Numerical Simulations of a Lifted Hydrogen Jet Flame Using Flamelet Generated Manifold Approach

Abstract

Abstract A turbulent lifted H2/N2 jet flame in a vitiating coflow environment is numerically investigated, using the Flamelet generated manifold (FGM) combustion model with large eddy simulations (LES). Due to the hot vitiated H2/air coflow, the primary stabilization mechanism is the auto-ignition followed by a premixed flame. In addition to using H2 as a fuel, this flame poses two other modeling challenges: (i) the auto-ignition, which is a transient chemistry-driven phenomenon; (ii) the existence of multiple combustion regimes, e.g., diffusion at auto-ignition location but premixed in the postflame. A series of LES/FGM simulations are completed in this work by reducing the coflow temperature from 1045 K to 1000 K. The FGM model can predict the characteristics of the flame by showing a lifted flame. It also accurately predicts the trend in the flame lift-off distance with a change in the coflow temperature. The current results are compared for mixture fraction, temperature, and OH mass fraction at multiple locations, which have also been correctly captured. It is noted that for a high coflow temperature (and hence a low lift-off distance), the flame's lift-off is highly sensitive to the inlet boundary conditions and the mesh resolution near the jet entry.

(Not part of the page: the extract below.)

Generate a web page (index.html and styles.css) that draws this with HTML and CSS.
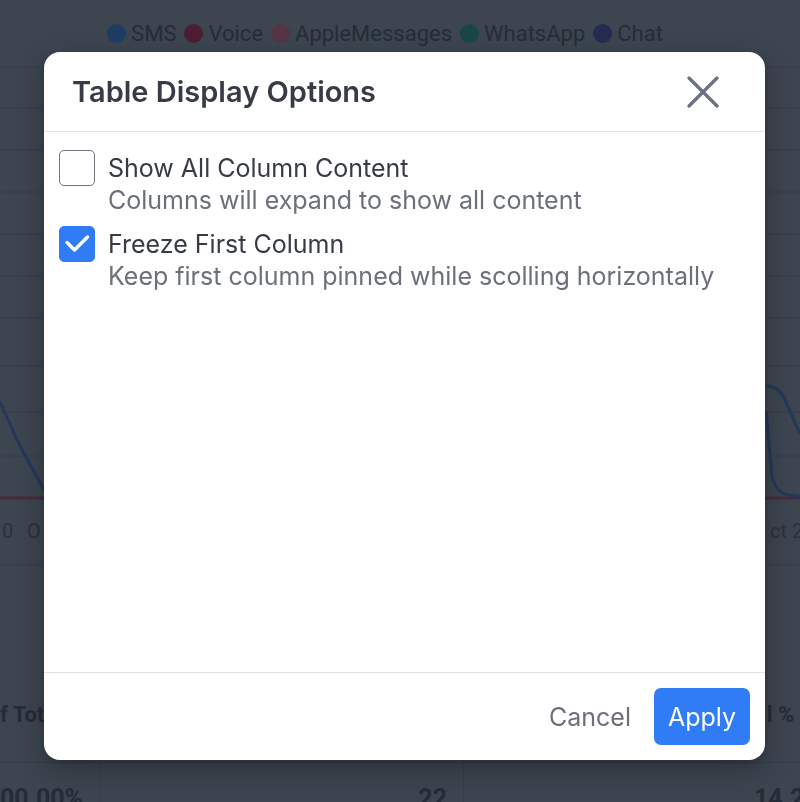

A relatively coarse mesh is used for all the simulations, which is generated using a careful strategy that not only resolves the jet instabilities near the fuel inlet but also keeps the overall mesh count low and allows for a large computational time step. A systematic sensitivity analysis of the computational speed is also performed. This work provides some useful guidelines for simulating the H2 diluted flames using the FGM model, which may be valuable to the gas turbine industry.